▼

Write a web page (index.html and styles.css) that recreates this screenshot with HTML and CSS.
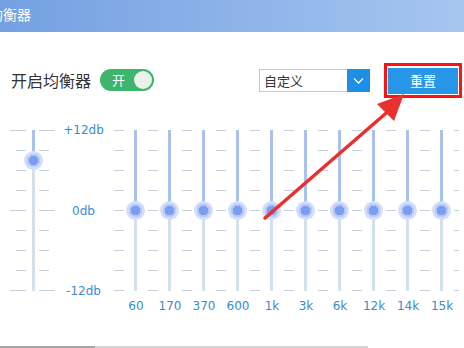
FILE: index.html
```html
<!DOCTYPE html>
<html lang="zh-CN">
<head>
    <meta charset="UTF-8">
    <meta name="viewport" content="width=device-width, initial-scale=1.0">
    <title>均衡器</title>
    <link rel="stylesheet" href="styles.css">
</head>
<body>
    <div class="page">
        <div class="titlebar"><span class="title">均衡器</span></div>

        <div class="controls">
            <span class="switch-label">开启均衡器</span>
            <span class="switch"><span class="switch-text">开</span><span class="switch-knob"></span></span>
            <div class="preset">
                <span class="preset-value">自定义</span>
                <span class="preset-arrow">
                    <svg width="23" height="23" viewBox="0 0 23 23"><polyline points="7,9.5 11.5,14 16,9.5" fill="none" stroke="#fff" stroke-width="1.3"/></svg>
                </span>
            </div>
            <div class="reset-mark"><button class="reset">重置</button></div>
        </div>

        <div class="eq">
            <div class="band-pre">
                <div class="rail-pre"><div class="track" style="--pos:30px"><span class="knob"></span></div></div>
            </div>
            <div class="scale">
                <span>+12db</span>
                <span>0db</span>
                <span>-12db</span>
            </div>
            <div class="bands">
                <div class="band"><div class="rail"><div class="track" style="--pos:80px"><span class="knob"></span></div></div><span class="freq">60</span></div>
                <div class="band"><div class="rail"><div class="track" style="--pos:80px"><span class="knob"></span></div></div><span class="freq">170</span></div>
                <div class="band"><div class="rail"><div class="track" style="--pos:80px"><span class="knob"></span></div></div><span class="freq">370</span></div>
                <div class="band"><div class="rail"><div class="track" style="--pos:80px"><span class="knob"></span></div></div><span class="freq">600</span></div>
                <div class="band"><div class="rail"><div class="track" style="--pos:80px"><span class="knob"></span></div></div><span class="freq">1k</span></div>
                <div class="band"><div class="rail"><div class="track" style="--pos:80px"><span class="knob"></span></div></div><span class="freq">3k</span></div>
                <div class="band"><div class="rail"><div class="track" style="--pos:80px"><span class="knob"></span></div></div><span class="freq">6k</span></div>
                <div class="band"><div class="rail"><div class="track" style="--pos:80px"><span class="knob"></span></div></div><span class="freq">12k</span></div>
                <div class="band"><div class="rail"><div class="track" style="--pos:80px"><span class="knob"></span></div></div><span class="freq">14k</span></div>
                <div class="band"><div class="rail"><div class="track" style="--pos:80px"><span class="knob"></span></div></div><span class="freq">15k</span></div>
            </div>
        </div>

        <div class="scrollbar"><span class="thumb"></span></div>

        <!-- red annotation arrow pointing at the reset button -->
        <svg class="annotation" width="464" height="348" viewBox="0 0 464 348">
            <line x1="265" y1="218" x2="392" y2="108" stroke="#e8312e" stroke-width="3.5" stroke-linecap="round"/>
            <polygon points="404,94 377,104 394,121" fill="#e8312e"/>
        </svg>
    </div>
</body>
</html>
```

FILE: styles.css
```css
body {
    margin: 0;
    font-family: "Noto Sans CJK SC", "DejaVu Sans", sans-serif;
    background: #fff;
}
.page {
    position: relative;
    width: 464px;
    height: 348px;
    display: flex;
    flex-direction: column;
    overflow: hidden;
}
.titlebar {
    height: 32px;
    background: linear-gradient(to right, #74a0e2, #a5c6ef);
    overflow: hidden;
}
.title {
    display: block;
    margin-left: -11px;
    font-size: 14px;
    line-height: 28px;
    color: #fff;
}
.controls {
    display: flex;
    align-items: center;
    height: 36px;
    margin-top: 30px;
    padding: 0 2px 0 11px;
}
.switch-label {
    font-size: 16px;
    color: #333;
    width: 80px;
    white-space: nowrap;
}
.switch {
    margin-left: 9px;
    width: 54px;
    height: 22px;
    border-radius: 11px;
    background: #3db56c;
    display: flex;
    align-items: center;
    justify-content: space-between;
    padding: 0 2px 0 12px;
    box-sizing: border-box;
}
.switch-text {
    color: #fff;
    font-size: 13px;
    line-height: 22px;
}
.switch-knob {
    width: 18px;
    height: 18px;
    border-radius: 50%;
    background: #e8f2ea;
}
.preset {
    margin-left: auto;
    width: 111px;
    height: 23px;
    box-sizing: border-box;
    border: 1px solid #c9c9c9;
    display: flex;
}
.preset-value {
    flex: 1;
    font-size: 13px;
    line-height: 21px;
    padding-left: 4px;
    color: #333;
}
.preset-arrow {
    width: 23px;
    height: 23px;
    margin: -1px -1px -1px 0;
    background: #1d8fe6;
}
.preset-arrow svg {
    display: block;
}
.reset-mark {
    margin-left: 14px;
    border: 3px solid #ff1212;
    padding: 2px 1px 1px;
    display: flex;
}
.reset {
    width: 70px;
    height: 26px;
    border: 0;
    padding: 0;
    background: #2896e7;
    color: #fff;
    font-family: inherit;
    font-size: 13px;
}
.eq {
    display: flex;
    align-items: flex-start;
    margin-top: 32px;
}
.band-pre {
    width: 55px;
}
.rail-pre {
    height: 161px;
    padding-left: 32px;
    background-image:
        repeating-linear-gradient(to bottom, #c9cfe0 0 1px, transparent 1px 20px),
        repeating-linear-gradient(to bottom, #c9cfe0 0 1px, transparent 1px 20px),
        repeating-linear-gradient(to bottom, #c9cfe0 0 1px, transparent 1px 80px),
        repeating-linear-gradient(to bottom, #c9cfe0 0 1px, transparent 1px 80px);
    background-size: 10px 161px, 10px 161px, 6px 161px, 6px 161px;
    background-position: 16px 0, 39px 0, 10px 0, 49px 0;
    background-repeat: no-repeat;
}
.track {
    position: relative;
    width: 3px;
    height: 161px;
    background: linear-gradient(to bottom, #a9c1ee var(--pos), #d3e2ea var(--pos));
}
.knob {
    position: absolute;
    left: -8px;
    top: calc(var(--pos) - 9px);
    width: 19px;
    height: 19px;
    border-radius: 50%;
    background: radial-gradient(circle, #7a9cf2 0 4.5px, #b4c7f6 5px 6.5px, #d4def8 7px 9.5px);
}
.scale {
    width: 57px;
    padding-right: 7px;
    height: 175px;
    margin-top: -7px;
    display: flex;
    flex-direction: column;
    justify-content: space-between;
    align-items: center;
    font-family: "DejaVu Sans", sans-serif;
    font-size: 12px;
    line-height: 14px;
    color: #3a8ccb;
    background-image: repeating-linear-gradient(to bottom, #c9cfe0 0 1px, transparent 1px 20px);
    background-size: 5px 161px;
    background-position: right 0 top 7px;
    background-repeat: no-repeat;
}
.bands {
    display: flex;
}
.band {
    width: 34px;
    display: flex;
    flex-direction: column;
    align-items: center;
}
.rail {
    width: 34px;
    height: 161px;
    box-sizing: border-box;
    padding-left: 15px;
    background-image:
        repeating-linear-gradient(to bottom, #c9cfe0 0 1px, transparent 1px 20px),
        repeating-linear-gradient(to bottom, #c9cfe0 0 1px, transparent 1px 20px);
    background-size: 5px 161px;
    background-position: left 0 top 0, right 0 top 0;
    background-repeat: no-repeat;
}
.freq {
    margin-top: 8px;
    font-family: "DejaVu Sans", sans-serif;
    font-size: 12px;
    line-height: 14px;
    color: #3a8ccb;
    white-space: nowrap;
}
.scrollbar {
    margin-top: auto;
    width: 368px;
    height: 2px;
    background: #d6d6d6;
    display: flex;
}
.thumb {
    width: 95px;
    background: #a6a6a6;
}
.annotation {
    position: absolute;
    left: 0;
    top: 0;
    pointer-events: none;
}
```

▲

* **GIVEN EXERCISE**
Only a number is wanted: how many lines of the data above contain "styles"?

* **FINAL RESULT**
3